As John Morris looks back at 40 years of Long Beach racing, he credits his greatest memories to the unique relationships built through the Grand Prix weekend. Nothing but great relationships, with all types of people have formed, for example, to meet one of his favorite people, Chip Gnassi, the Target car owner. Other colorful memories for Morris include having dinner with Paul Newman at Mums restaurant on Pine Avenue, traveling all over the world with his best friend, the world famous Bobby Rahal, being his personal guest at the Indy 500, returning ten times since! To rubbing elbows alongside George Harrison and Ringo Star on a yacht in Monaco, Morris says,

“Who would have thought? A kid from Widnes outside of Liverpool, would be hanging out with the Beatles in the late 70’s because of the relationship formed from the Grand Prix!”

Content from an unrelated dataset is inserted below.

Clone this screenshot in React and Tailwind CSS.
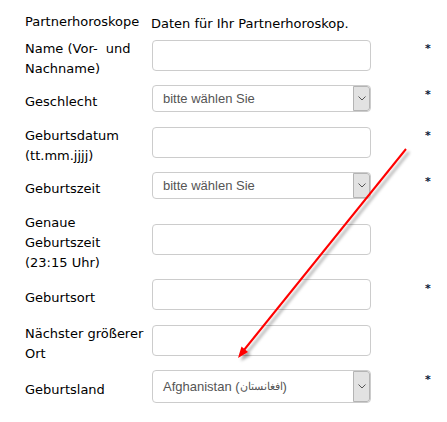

These experiences are a small fraction of how great things can happen to driven, hungry, dedicated young entrepreneurs. Morris exudes gratitude for the once in lifetime opportunities that have derived because of his love for bringing people together. In the early years of the Long Beach Grand Prix, Morris’ driving force to be a part of this weekend was not only to connect thousands over 40 years but also continuously connect all walks of life together for the years to come. Connecting people is Morris’s passion and now has become his natural forte. This is why Morris loves the Long Beach Grand Prix; because anything is possible when you’re good to those around you, putting your heart into your dreams while enjoying the ride in the process.